Output in Sri Lanka is also estimated to have declined in 2023, while there has been progress in sovereign debt restructuring. In Afghanistan, despite declining food prices in 2023, poverty rates remained high, exacerbated by strong earthquakes in October 2023.

Growth in South Asia is expected to edge slightly lower to a still-robust 5.6 percent pace in 2024, before firming to 5.9 percent next year. Domestic demand, including public consumption and investment, will remain major drivers of economic growth. A pickup in external demand, albeit still subdued, is also expected to contribute to growth, the report says.  

In India, growth is expected to edge up to 6.4 percent in the FY2024/25 (April 2024 to March 2025) after softening to 6.3 percent in the FY2023/24. Investment is envisaged to decelerate marginally but remain robust, supported by higher public investment and improved corporate balance sheets.
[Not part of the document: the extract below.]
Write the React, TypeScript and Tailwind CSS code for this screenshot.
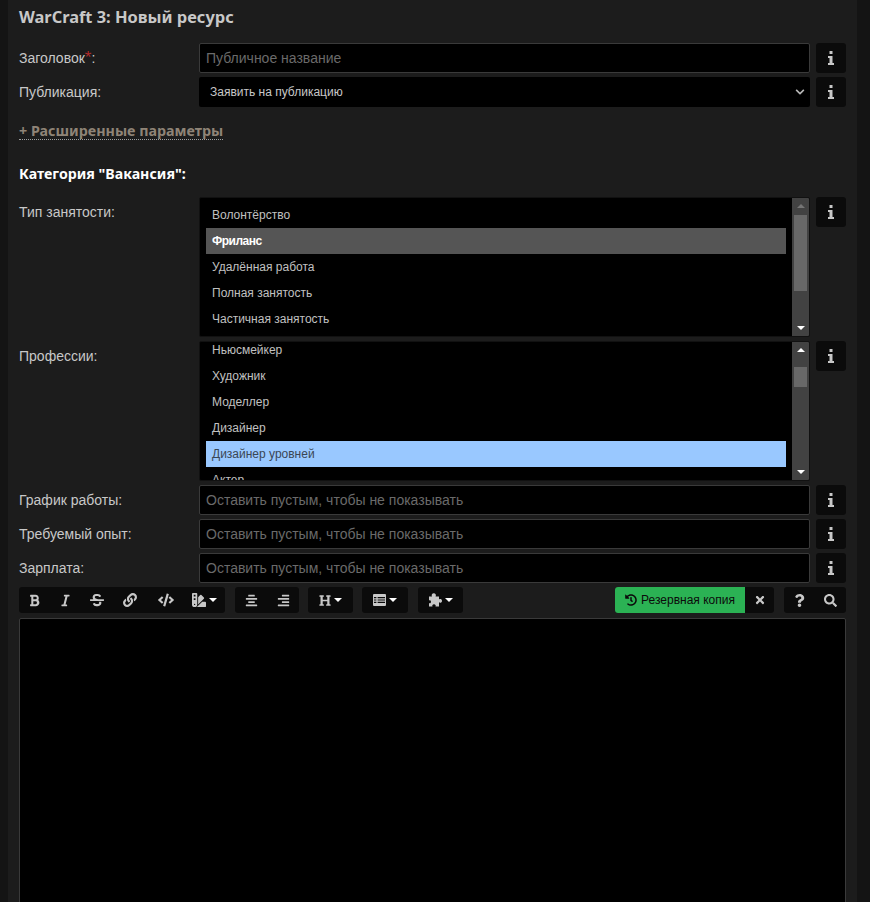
import React from "react";
import {
  FaBold, FaItalic, FaStrikethrough, FaLink, FaCode, FaSwatchbook, FaAlignCenter, FaAlignRight,
  FaHeading, FaHistory, FaTimes, FaQuestion, FaSearch, FaChevronDown,
} from "react-icons/fa";

function InfoButton() {
  return (
    <div className="w-[30px] h-[30px] shrink-0 rounded-[3px] bg-[#0b0b0b] flex items-center justify-center text-[#c8c8c8]">
      <svg width="6" height="14" viewBox="0 0 6 14" fill="currentColor">
        <rect x="1.5" y="0" width="3" height="3" />
        <path d="M0 5h4.5v7H6v2H0v-2h1.5V7H0z" />
      </svg>
    </div>
  );
}

function Field({ label, placeholder }: { label: string; placeholder: string }) {
  return (
    <div className="flex h-[30px] mb-[4px]">
      <div className="w-[180px] shrink-0 text-[14px] leading-[30px] text-[#c8c8c8]">{label}</div>
      <div className="w-[611px] h-[30px] shrink-0 bg-black border border-[#3a3a3a] rounded-[2px] px-[6px] text-[14px] leading-[28px] text-[#6a6a6a]">
        {placeholder}
      </div>
      <div className="ml-[6px]"><InfoButton /></div>
    </div>
  );
}

function Caret() {
  return <span className="ml-[3px] w-0 h-0 border-x-[4px] border-x-transparent border-t-[4px] border-t-white" />;
}

function Scrollbar({ top, height, upDim }: { top: string; height: string; upDim?: boolean }) {
  return (
    <div className="w-[17px] shrink-0 bg-[#424242] flex flex-col items-center justify-between py-[6px]">
      <span className={"w-0 h-0 border-x-[4px] border-x-transparent border-b-[4px] " + (upDim ? "border-b-[#757575]" : "border-b-white")} />
      <span className="w-0 h-0 border-x-[4px] border-x-transparent border-t-[4px] border-t-white" />
      <div className={"absolute right-[2px] w-[13px] bg-[#686868] " + top + " " + height} />
    </div>
  );
}

const Opt = ({ text, cls = "text-[#c0c0c0]" }: { text: string; cls?: string }) => (
  <div className={"h-[26px] leading-[26px] px-[6px] text-[12px] " + cls}>{text}</div>
);

function TableIcon() {
  return (
    <svg width="13" height="12" viewBox="0 0 13 12" className="text-[#c8c8c8]" fill="currentColor">
      <path fillRule="evenodd" d="M1 0h11a1 1 0 0 1 1 1v10a1 1 0 0 1-1 1H1a1 1 0 0 1-1-1V1a1 1 0 0 1 1-1zM1 3v1.2h2.4V3zm3.6 0v1.2H12V3zM1 5.4v1.2h2.4V5.4zm3.6 0v1.2H12V5.4zM1 7.8V9h2.4V7.8zm3.6 0V9H12V7.8z" />
    </svg>
  );
}

function PuzzleIcon() {
  return (
    <svg width="14" height="14" viewBox="0 0 14 14" className="text-[#c8c8c8]" fill="currentColor">
      <path d="M1 3.5h3c-.9-1.6.2-3.2 1.8-3.2S8.500 1.900 7.600 3.500H11v3c1.100-.8 3-.4 3 1.400s-1.900 2.200-3 1.400V13.500H7.500c.6-1.100-.1-2.200-1.500-2.200s-2.100 1.100-1.500 2.200H1V10c1 .6 2 0 2-1.300S2 6.800 1 7.400z" />
    </svg>
  );
}

export default function App() {
  return (
    <div className="h-[902px] overflow-hidden bg-[#141414] pl-[8px] pr-[13px] font-['Liberation_Sans',Arial,sans-serif]">
      <div className="h-full bg-[#1c1c1c] pl-[11px] pr-[11px]">
        <h1 className="h-[43px] pt-[7px] text-[16.4px] leading-[20px] font-bold text-[#c8c8c8] font-['Noto_Sans',Verdana,sans-serif]">
          WarCraft 3: Новый ресурс
        </h1>

        <div className="flex h-[30px] mb-[4px]">
          <div className="w-[180px] shrink-0 text-[14px] leading-[30px] text-[#c8c8c8]">
            Заголовок<span className="text-[#b02a2a] text-[17px] leading-[0]">*</span>:
          </div>
          <div className="w-[611px] h-[30px] shrink-0 bg-black border border-[#3a3a3a] rounded-[2px] px-[6px] text-[14px] leading-[28px] text-[#6a6a6a]">
            Публичное название
          </div>
          <div className="ml-[6px]"><InfoButton /></div>
        </div>

        <div className="flex h-[30px]">
          <div className="w-[180px] shrink-0 text-[14px] leading-[30px] text-[#c8c8c8]">Публикация:</div>
          <div className="w-[611px] h-[30px] shrink-0 bg-black rounded-[2px] pl-[11px] pr-[5px] flex items-center justify-between text-[12px] text-[#c8c8c8]">
            <span>Заявить на публикацию</span>
            <FaChevronDown className="w-[10px] h-[10px] text-[#b8b8b8]" />
          </div>
          <div className="ml-[6px]"><InfoButton /></div>
        </div>

        <div className="mt-[15px] h-[18px] flex">
          <span className="h-[18px] leading-[18px] text-[14.3px] font-bold text-[#8f8477] border-b border-dotted border-[#a0a0a0] font-['Noto_Sans',Verdana,sans-serif]">
            + Расширенные параметры
          </span>
        </div>

        <div className="mt-[25px] h-[18px] text-[14.2px] leading-[18px] font-bold text-white font-['Noto_Sans',Verdana,sans-serif]">
          Категория "Вакансия":
        </div>

        <div className="flex mt-[14px] h-[140px]">
          <div className="w-[180px] shrink-0 text-[14px] leading-[30px] text-[#c8c8c8]">Тип занятости:</div>
          <div className="relative w-[611px] shrink-0 h-full bg-black border border-[#111111] rounded-[2px] flex overflow-hidden">
            <div className="flex-1 pt-[4px] pl-[6px] pr-[6px]">
              <Opt text="Волонтёрство" />
              <Opt text="Фриланс" cls="bg-[#555555] text-white font-bold tracking-[-0.5px]" />
              <Opt text="Удалённая работа" />
              <Opt text="Полная занятость" />
              <Opt text="Частичная занятость" />
            </div>
            <Scrollbar upDim top="top-[17px]" height="h-[76px]" />
          </div>
          <div className="ml-[6px]"><InfoButton /></div>
        </div>

        <div className="flex mt-[4px] h-[140px]">
          <div className="w-[180px] shrink-0 text-[14px] leading-[30px] text-[#c8c8c8]">Профессии:</div>
          <div className="relative w-[611px] shrink-0 h-full bg-black border border-[#111111] rounded-[2px] flex overflow-hidden">
            <div className="flex-1 -mt-[5px] pl-[6px] pr-[6px]">
              <Opt text="Ньюсмейкер" />
              <Opt text="Художник" />
              <Opt text="Моделлер" />
              <Opt text="Дизайнер" />
              <Opt text="Дизайнер уровней" cls="bg-[#99c8ff] text-[#3a4654]" />
              <Opt text="Актер" />
            </div>
            <Scrollbar top="top-[25px]" height="h-[20px]" />
          </div>
          <div className="ml-[6px]"><InfoButton /></div>
        </div>

        <div className="mt-[4px]">
          <Field label="График работы:" placeholder="Оставить пустым, чтобы не показывать" />
          <Field label="Требуемый опыт:" placeholder="Оставить пустым, чтобы не показывать" />
          <Field label="Зарплата:" placeholder="Оставить пустым, чтобы не показывать" />
        </div>

        <div className="flex h-[26px] text-[#c8c8c8]">
          <div className="flex items-center h-full bg-[#0b0b0b] rounded-[3px] w-[206px]">
            <span className="w-[31px] flex justify-center"><FaBold className="w-[13px] h-[13px]" /></span>
            <span className="w-[31px] flex justify-center"><FaItalic className="w-[13px] h-[13px]" /></span>
            <span className="w-[31px] flex justify-center"><FaStrikethrough className="w-[14px] h-[14px]" /></span>
            <span className="w-[36px] flex justify-center"><FaLink className="w-[14px] h-[14px]" /></span>
            <span className="w-[36px] flex justify-center"><FaCode className="w-[16px] h-[16px]" /></span>
            <span className="w-[41px] flex items-center justify-center"><FaSwatchbook className="w-[14px] h-[14px]" /><Caret /></span>
          </div>
          <div className="ml-[10px] flex items-center h-full bg-[#0b0b0b] rounded-[3px] w-[64px]">
            <span className="w-[32px] flex justify-center"><FaAlignCenter className="w-[13px] h-[13px]" /></span>
            <span className="w-[32px] flex justify-center"><FaAlignRight className="w-[13px] h-[13px]" /></span>
          </div>
          <div className="ml-[9px] flex items-center justify-center h-full bg-[#0b0b0b] rounded-[3px] w-[45px]">
            <FaHeading className="w-[12px] h-[13px]" /><Caret />
          </div>
          <div className="ml-[9px] flex items-center justify-center h-full bg-[#0b0b0b] rounded-[3px] w-[46px]">
            <TableIcon /><Caret />
          </div>
          <div className="ml-[10px] flex items-center justify-center h-full bg-[#0b0b0b] rounded-[3px] w-[45px]">
            <PuzzleIcon /><Caret />
          </div>
          <div className="ml-[152px] flex h-full rounded-[3px] overflow-hidden w-[159px] bg-[#0b0b0b]">
            <div className="w-[130px] bg-[#2bb254] flex items-center justify-center gap-[4px] text-[12px] text-[#0b0b0b]">
              <FaHistory className="w-[12px] h-[12px]" />
              <span>Резервная копия</span>
            </div>
            <div className="flex-1 flex items-center justify-center"><FaTimes className="w-[12px] h-[12px]" /></div>
          </div>
          <div className="ml-[10px] flex items-center h-full bg-[#0b0b0b] rounded-[3px] w-[62px]">
            <span className="w-[31px] flex justify-center"><FaQuestion className="w-[13px] h-[13px]" /></span>
            <span className="w-[31px] flex justify-center"><FaSearch className="w-[13px] h-[13px]" /></span>
          </div>
        </div>

        <div className="mt-[5px] h-[400px] w-[827px] bg-black border border-[#3a3a3a] rounded-[2px]" />
      </div>
    </div>
  );
}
In Bangladesh, growth is forecast to slow to 5.6 percent in the FY2023/24. Inflation is likely to remain elevated, weighing on private consumption. Import restrictions are expected to continue and impede private investment.
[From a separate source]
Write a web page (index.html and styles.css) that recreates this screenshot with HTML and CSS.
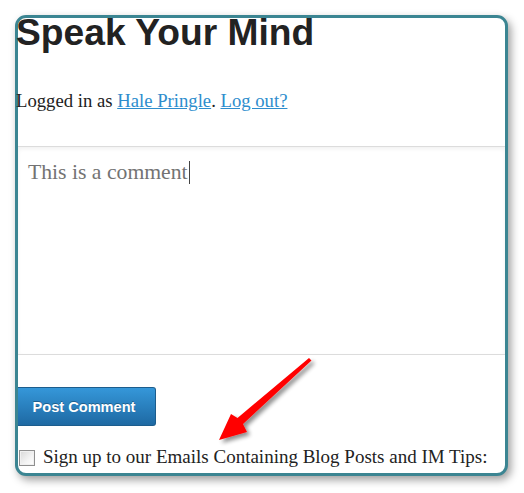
FILE: index.html
```html
<!DOCTYPE html>
<html>
<head>
<meta charset="utf-8">
<link rel="stylesheet" href="styles.css">
</head>
<body>
<div class="frame">
  <h1 class="title">Speak Your Mind</h1>
  <p class="logged">Logged in as <a href="#">Hale Pringle</a>. <a href="#">Log out?</a></p>
  <div class="comment-box">This is a comment<span class="caret"></span></div>
  <button class="submit">Post Comment</button>
  <label class="signup"><span class="check"></span><span>Sign up to our Emails Containing Blog Posts and IM Tips:</span></label>
</div>
<svg class="arrow" width="524" height="493" viewBox="0 0 524 493">
  <defs>
    <filter id="sh" x="-20%" y="-20%" width="140%" height="140%">
      <feGaussianBlur in="SourceAlpha" stdDeviation="2.2"/>
      <feOffset dx="3" dy="3" result="b"/>
      <feComponentTransfer><feFuncA type="linear" slope="0.45"/></feComponentTransfer>
      <feMerge><feMergeNode/><feMergeNode in="SourceGraphic"/></feMerge>
    </filter>
  </defs>
  <polygon filter="url(#sh)" fill="#ff0000" points="309,358 311.5,360.5 243,424 247,432 219,440 231,414 237.5,418"/>
</svg>
</body>
</html>
```
FILE: styles.css
```css
html, body {
  margin: 0;
  padding: 0;
  background: #ffffff;
}
body {
  position: relative;
  width: 524px;
  height: 493px;
  overflow: hidden;
  padding: 15px 0 0 15px;
  box-sizing: border-box;
}
.frame {
  box-sizing: border-box;
  width: 493px;
  border: 3px solid #3b8592;
  border-radius: 11px;
  background: #ffffff;
  box-shadow: 3px 4px 9px rgba(0, 0, 0, 0.38);
  padding-bottom: 4px;
  display: flex;
  flex-direction: column;
  align-items: flex-start;
}
.title {
  margin: 0 0 0 -2px;
  font-family: "Liberation Sans", Arial, sans-serif;
  font-weight: bold;
  font-size: 37.2px;
  line-height: 29px;
  color: #222222;
}
.logged {
  margin: 42px 0 0 -2px;
  font-family: "Liberation Serif", "Times New Roman", serif;
  font-size: 18.7px;
  line-height: 24px;
  color: #222222;
}
.logged a {
  color: #2d8dcd;
  text-decoration: underline;
}
.comment-box {
  box-sizing: border-box;
  align-self: stretch;
  height: 209px;
  margin-top: 33px;
  border-top: 1px solid #dcdcdc;
  border-bottom: 1px solid #dcdcdc;
  box-shadow: inset 0 2px 4px rgba(0, 0, 0, 0.06);
  padding: 12px 0 0 10px;
  font-family: "Liberation Serif", "Times New Roman", serif;
  font-size: 21.7px;
  line-height: 26px;
  color: #737373;
}
.caret {
  display: inline-block;
  width: 1px;
  height: 23px;
  background: #444444;
  vertical-align: -5px;
  margin-left: 1px;
}
.submit {
  margin: 32px 0 0 0;
  box-sizing: border-box;
  width: 138px;
  height: 39px;
  border: 1px solid #1c5d8d;
  border-left: none;
  border-radius: 0 3px 3px 0;
  background: linear-gradient(#3597d9, #1e69a3);
  color: #ffffff;
  font-family: "Liberation Sans", Arial, sans-serif;
  font-weight: bold;
  font-size: 14.6px;
  text-shadow: 0 -1px 0 rgba(0, 0, 0, 0.3);
  padding: 0 5px 0 0;
}
.signup {
  margin-top: 19px;
  display: flex;
  align-items: center;
  gap: 8px;
  font-family: "Liberation Serif", "Times New Roman", serif;
  font-size: 19px;
  line-height: 24px;
  color: #222222;
}
.check {
  box-sizing: border-box;
  width: 16px;
  height: 16px;
  margin-left: 1px;
  border: 1px solid #8f8f8f;
  background: linear-gradient(135deg, #d8d8d8, #f4f4f4 60%, #ffffff);
  box-shadow: inset 0 0 0 1px #f0f0f0;
  position: relative;
  top: 1px;
}
.arrow {
  position: absolute;
  left: 0;
  top: 0;
  pointer-events: none;
}
```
In contrast, growth is projected to pick up in Nepal, with monetary policy easing and the delayed effects of lifting import restrictions, the report says.

The report further says: “The outlook in Pakistan remains subdued for FY2023/24. Monetary policy is expected to remain tight to contain inflation, while fiscal policy is also set to be contractionary. The outlook in Sri Lanka remains uncertain, amid debt restructuring negotiations, particularly with private creditors.” 

Investment related to the tourism sector will support growth in the Maldives, while the commissioning of a new hydro plant in Bhutan is expected to contribute to a pickup in growth in the next fiscal year.

The World Bank has also explored some risks as well. The report says: “Risks to the forecast remain tilted to the downside, with the most pressing concerns revolving around higher energy and food prices caused by an escalation of the conflict in the Middle East and adverse spillovers stemming from larger-than-expected increases in policy rates in advanced economies.” 

In addition, elevated external and fiscal financing needs, the growing frequency and severity of extreme weather events, and sharper-than-expected growth slowdown in trading partners also pose risks to the region. Heightened uncertainty around elections in 2024 in some countries is also a downside risk in the region. However, the implementation of growth-friendly policies after elections could improve growth prospects.